— START OF Records provided —

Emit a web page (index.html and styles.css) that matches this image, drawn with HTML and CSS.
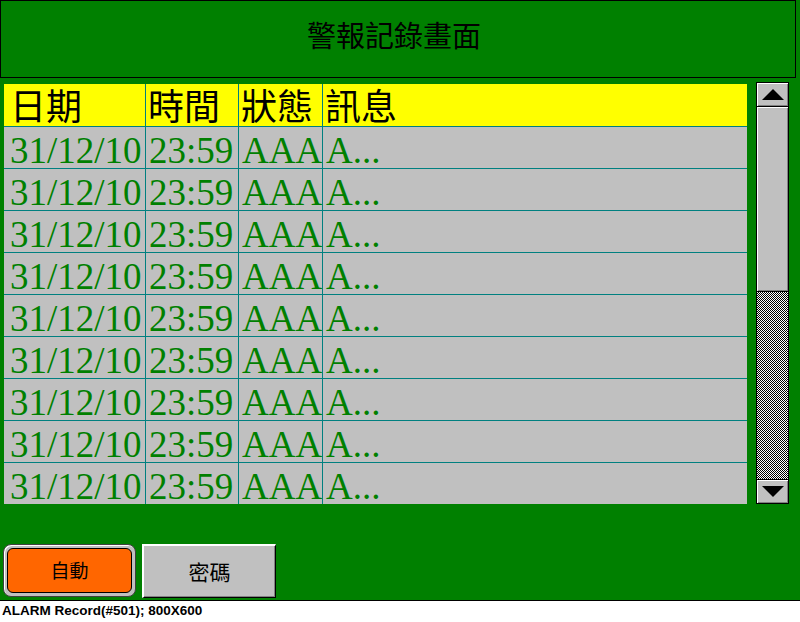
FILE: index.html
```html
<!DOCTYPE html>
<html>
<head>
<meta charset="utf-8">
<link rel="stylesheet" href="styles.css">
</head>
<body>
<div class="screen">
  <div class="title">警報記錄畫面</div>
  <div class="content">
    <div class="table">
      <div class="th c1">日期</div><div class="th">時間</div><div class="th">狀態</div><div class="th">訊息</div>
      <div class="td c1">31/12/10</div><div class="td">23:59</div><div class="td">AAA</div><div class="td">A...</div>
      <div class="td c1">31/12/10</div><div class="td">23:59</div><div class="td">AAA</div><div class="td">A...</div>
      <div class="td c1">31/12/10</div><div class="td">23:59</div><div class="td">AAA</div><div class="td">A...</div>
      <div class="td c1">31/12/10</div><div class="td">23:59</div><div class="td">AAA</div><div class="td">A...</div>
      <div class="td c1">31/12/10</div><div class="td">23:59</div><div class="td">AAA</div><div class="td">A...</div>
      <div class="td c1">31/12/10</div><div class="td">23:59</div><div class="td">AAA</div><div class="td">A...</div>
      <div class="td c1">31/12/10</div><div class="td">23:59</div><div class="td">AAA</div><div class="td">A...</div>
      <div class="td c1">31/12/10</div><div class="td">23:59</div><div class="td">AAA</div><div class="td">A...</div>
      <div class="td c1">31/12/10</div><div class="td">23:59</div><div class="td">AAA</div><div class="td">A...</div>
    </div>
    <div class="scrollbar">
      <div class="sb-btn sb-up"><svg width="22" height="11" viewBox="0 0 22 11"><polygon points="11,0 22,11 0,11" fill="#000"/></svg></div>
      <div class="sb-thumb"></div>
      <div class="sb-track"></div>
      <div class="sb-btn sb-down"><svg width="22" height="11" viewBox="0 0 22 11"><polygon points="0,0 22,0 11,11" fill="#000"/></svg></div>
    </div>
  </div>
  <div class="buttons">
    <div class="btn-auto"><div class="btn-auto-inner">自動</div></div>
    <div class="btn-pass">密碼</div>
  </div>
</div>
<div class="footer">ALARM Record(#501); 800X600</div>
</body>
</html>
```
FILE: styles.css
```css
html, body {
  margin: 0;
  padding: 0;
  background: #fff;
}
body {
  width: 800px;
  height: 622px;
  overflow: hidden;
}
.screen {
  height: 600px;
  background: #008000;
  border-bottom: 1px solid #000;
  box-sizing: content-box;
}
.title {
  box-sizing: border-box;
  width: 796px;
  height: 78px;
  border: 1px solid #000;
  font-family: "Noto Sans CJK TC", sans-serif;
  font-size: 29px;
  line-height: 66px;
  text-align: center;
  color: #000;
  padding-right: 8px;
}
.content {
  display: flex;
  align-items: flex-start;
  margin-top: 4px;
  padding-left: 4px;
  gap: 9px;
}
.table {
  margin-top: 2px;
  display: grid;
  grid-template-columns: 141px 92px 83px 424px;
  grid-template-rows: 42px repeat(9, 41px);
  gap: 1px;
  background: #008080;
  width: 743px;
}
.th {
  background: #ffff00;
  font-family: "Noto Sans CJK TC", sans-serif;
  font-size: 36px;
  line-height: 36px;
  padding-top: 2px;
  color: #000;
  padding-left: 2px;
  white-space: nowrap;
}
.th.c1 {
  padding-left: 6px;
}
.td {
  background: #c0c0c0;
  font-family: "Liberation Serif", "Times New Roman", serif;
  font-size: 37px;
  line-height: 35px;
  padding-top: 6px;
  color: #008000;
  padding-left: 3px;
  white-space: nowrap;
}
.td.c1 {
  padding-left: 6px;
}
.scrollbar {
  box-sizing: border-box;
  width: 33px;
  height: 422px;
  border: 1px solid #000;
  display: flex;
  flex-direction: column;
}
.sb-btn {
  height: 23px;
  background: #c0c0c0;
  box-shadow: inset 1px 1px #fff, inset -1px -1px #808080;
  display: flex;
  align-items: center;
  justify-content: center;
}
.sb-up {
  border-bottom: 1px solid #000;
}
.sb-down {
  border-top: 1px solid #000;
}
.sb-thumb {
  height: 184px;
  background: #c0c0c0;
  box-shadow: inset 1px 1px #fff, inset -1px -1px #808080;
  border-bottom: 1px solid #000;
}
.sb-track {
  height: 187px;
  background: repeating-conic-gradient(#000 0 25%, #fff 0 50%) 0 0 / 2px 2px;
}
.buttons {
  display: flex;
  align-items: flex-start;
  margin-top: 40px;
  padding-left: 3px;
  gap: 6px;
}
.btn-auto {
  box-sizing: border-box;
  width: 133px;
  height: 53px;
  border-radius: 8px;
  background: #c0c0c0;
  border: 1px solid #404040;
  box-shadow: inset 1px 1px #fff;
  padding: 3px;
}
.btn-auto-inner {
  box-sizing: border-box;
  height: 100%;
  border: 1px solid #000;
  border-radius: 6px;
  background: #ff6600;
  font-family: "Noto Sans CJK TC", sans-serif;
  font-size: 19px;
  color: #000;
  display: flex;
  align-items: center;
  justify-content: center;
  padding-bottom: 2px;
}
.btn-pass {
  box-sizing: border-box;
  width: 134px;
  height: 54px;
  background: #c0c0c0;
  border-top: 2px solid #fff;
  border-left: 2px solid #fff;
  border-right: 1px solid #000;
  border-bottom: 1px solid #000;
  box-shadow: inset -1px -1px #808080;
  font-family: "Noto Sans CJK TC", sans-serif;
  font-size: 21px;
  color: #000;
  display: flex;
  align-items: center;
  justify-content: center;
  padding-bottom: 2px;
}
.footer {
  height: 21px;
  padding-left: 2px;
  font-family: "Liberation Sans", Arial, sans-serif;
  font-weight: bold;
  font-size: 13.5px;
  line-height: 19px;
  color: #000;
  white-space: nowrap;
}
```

— END OF Records provided —
— START OF Records provided —

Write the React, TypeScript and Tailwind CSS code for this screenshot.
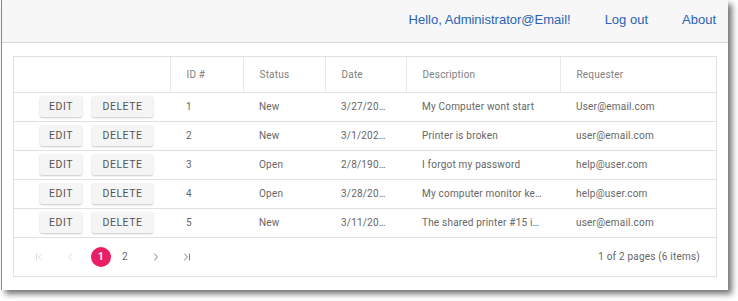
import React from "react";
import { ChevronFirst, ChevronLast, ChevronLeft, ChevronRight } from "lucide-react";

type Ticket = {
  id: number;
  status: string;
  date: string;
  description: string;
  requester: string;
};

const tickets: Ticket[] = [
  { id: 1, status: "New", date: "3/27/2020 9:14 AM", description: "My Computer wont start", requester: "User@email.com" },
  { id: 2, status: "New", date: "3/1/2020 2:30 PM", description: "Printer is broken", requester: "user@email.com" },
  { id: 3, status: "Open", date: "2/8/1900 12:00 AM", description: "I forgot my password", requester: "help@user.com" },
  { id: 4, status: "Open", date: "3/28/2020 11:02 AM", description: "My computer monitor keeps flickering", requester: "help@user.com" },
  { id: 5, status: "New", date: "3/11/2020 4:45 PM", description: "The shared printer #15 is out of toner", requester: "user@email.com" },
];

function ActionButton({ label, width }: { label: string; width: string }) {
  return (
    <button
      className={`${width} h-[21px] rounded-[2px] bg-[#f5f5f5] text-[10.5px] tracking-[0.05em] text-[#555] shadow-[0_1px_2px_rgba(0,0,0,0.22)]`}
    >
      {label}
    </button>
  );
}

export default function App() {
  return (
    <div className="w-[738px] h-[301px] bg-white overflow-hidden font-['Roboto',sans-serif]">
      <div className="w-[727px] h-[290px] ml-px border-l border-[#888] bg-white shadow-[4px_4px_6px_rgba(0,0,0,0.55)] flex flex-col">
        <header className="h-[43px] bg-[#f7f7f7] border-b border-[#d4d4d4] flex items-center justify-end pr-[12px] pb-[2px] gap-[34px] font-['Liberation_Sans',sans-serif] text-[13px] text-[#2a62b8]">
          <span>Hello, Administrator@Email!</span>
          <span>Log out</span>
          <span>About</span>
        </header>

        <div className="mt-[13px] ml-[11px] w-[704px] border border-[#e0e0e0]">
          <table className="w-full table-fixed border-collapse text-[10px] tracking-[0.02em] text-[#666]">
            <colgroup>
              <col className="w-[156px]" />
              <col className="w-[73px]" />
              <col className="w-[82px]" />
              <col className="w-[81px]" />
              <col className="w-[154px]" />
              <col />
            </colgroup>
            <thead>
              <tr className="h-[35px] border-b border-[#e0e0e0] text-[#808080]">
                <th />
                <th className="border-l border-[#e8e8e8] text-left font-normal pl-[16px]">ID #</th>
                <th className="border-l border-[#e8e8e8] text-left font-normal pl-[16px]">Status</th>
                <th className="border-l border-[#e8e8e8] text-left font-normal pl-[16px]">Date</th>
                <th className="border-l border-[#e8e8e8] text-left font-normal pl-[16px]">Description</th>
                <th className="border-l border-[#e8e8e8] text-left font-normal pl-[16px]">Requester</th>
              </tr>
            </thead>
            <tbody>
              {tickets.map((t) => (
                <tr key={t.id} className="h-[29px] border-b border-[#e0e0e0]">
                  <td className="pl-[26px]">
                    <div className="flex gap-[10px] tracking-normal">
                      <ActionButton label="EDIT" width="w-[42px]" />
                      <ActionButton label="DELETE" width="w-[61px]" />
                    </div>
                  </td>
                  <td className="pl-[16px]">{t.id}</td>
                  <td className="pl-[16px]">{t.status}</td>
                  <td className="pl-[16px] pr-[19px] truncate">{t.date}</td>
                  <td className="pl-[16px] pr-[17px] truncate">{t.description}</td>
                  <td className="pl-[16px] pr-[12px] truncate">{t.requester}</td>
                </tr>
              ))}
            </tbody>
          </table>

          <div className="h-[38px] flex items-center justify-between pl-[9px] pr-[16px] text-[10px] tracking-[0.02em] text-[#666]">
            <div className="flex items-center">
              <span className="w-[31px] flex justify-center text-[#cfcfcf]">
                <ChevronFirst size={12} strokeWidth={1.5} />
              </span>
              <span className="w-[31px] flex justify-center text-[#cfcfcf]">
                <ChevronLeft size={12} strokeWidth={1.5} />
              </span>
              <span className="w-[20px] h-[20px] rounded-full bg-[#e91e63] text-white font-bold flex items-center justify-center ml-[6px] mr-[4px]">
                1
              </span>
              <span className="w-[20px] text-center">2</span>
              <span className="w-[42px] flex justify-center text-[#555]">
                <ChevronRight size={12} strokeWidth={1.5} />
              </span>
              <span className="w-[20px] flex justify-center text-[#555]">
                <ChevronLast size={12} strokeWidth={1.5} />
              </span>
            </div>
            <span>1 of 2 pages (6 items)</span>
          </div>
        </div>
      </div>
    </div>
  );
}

— END OF Records provided —

(Challenge):
Say how many lines contain "index", and give nothing but that number.

(Task response):
2